INFORMATION PROVIDED:
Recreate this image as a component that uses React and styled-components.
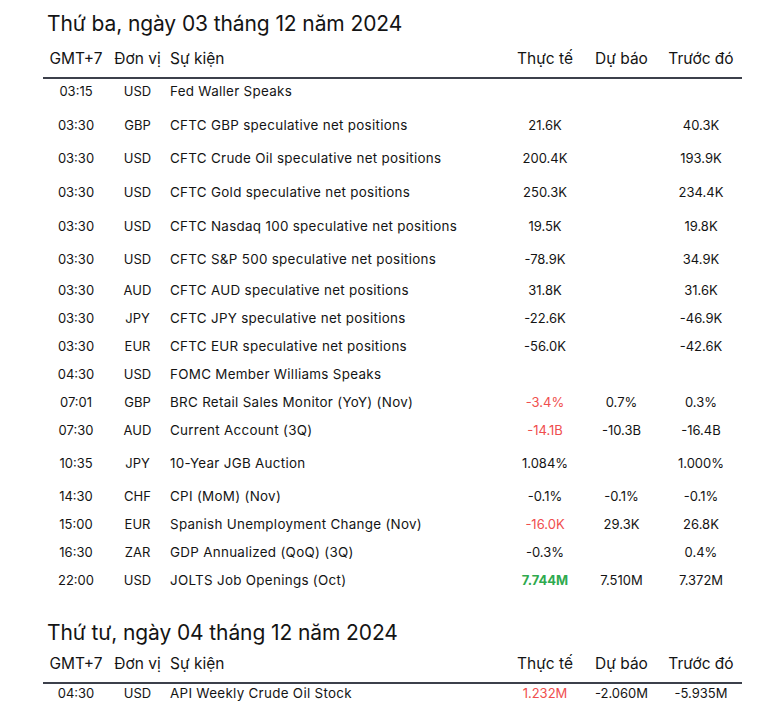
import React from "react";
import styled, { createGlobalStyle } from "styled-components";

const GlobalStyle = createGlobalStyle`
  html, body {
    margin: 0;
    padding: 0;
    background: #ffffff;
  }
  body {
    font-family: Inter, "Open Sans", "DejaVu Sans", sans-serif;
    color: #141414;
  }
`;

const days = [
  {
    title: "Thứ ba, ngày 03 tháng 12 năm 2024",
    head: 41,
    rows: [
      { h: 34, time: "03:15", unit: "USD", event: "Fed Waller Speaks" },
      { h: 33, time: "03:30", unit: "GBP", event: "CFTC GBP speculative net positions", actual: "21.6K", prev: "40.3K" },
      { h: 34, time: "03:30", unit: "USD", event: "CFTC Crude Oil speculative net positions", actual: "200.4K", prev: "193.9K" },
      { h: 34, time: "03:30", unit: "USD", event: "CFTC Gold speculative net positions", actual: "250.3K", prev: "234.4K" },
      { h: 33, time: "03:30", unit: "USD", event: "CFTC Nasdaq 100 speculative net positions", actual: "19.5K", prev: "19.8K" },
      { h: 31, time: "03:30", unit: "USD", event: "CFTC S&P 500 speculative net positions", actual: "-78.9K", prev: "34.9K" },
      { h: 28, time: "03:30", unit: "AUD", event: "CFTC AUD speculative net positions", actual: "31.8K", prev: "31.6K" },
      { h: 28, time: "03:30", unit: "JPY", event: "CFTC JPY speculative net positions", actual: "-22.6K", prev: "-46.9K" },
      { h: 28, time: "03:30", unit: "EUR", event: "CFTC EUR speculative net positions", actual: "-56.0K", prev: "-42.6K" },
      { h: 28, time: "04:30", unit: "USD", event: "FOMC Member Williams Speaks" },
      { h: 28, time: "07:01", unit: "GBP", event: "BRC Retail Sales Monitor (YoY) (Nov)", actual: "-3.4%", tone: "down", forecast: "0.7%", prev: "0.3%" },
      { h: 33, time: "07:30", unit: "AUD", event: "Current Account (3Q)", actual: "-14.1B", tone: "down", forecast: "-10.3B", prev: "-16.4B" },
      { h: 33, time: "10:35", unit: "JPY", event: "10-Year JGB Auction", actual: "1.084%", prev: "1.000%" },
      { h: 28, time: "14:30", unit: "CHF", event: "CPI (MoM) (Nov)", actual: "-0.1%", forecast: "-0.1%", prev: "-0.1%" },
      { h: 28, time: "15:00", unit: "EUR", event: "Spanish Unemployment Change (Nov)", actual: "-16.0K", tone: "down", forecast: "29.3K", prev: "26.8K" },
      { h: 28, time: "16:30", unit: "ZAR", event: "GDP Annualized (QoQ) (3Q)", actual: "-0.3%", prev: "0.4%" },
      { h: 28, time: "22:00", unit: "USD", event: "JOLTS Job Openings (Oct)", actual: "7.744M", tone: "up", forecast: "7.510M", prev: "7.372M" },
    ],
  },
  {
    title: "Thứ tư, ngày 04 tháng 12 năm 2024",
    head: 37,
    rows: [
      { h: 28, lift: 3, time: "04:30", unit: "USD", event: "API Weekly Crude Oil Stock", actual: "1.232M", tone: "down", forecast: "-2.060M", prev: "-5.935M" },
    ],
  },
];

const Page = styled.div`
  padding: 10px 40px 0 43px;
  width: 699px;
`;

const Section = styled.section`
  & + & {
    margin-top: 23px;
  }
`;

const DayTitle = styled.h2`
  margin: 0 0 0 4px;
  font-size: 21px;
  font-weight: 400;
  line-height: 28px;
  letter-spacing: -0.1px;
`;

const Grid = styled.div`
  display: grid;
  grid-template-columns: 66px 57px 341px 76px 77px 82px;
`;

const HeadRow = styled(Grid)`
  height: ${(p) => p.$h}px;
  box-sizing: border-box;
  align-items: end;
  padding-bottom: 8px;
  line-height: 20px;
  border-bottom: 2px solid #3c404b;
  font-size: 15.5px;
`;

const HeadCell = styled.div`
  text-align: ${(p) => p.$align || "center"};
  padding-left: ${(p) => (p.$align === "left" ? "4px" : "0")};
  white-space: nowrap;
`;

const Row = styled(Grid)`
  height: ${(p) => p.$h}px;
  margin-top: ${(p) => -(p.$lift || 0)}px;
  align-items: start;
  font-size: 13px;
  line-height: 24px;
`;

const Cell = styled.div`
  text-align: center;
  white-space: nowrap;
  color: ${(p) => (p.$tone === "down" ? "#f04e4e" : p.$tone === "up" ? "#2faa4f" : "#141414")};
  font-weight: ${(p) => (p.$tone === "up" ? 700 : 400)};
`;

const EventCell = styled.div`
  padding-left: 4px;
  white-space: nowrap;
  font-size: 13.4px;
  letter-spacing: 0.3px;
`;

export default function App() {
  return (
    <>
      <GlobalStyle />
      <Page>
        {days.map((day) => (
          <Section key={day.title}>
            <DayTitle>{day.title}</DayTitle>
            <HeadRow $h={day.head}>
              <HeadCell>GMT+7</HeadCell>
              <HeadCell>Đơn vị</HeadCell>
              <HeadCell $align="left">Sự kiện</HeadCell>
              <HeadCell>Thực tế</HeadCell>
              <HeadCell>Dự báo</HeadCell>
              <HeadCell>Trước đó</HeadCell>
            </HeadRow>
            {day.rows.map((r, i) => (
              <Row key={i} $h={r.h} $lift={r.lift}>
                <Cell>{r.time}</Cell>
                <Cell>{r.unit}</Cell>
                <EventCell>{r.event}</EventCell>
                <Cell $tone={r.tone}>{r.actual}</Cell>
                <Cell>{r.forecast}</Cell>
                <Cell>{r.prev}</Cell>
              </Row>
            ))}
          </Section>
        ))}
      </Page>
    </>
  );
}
==
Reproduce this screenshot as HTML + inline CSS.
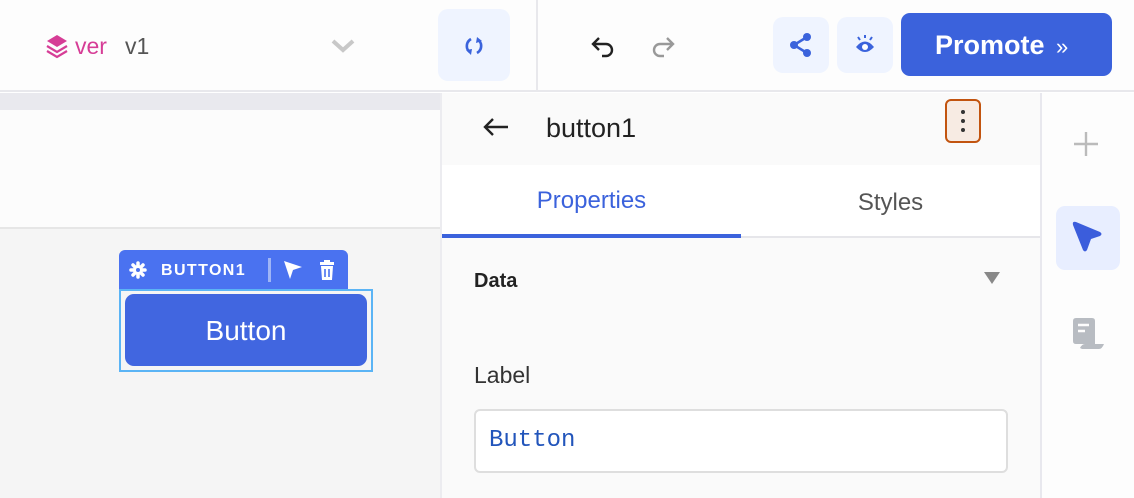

REQUIREMENTS: Gather all lines of the records that include the word "React".

WRITTEN SOLUTION:
Recreate this image as a component that uses React and styled-components.
import React from "react";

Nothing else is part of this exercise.